The Terrapins are at a disadvantage long before tipoff; anybody with half a mind can see those Maryland guys are wonderful athletes.
If a coach could order the ideal basketball body, it would come stamped "Bias." The shooting guard, Adrian Branch, is taller than the center, Derrick Lewis.
Keith Gatlin was born to lead a fast break, except that Maryland does not rebound all that well and Driesell seems to prefer that his lead guards rarely shift out of second gear.
What happened today happens most of the time: Duke seems inferior; it plays better.
Who was the Devils' leading rebounder when they trotted off the court at halftime with a four-point lead?
The 6-foot Amaker.
At game's end, Amaker had as many rebounds as Bias; the tennis pro, Alarie, was 10 for 12 from the field; zone buster Kevin Strickland had the same number of field goals as Branch (five) in 20 fewer minutes.
It's enough to drive a man to straightening his tie.
"The way I feel now," Driesell said, a half-hour after the game, "I ain't never won a game. It's not what you've done yesterday that counts in this business, and we haven't done much today, have we?"

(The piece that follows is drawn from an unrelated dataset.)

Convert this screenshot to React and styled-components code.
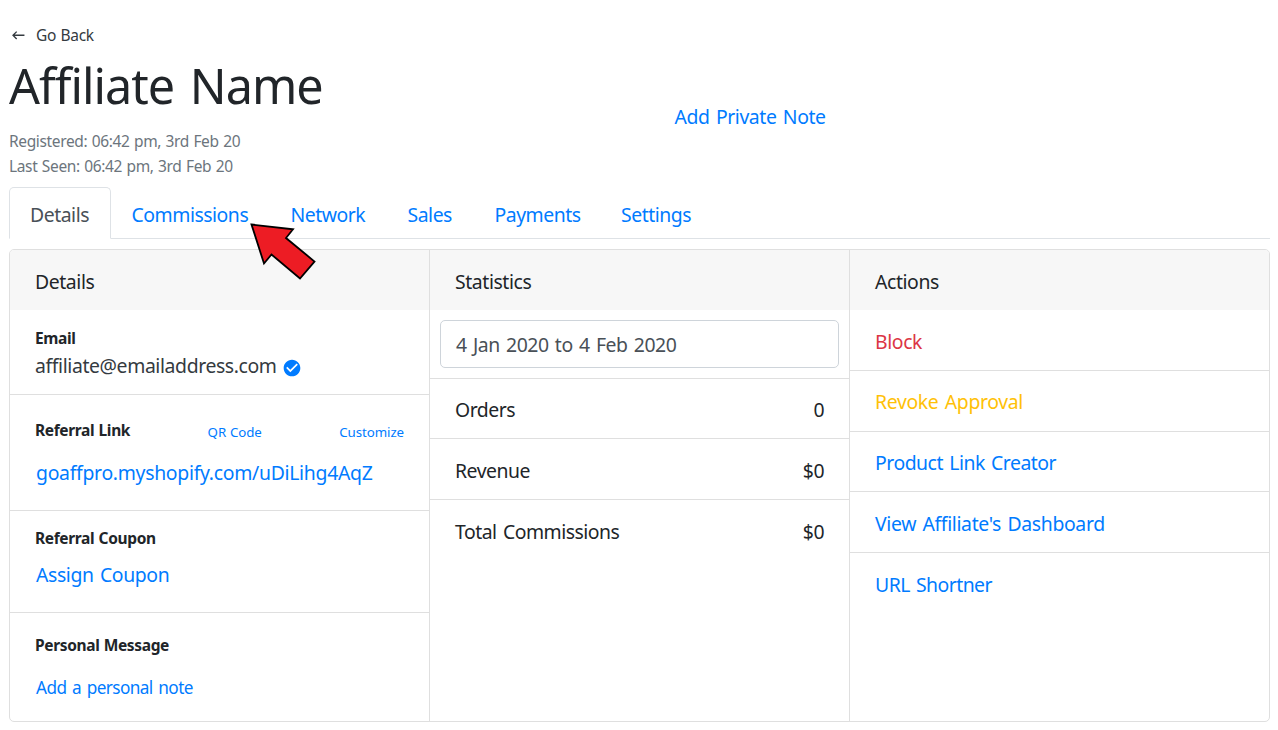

A woman wearing a red sweater forced her way through several reporters and asked if Driesell would "sign this."
"I've been telling everybody that you ought to be in the Duke Hall of Fame," she blurted.
Driesell has been damned with fainter praise.
"They'll put me in the hall of shame," he joked.
It was no laughing matter when somebody, alluding to Bias being involved in a well-publicized incident at Wake Forest earlier this week, asked if officials "read newspapers."
"I doubt," Driesell said, "if those guys can read."
To a late-arriving television crew, Driesell said: "I've told everybody a thousand times and I'll do it again. I haven't thought about 500."
Lots of us have, Lefthander. Often. And we're not weepy-sad that it didn't come today. Selfishly, we love that it's on the line Wednesday in Cole Field House against your career-long nemesis, Smith.
There are precious few happenings in sport; this will be one of them.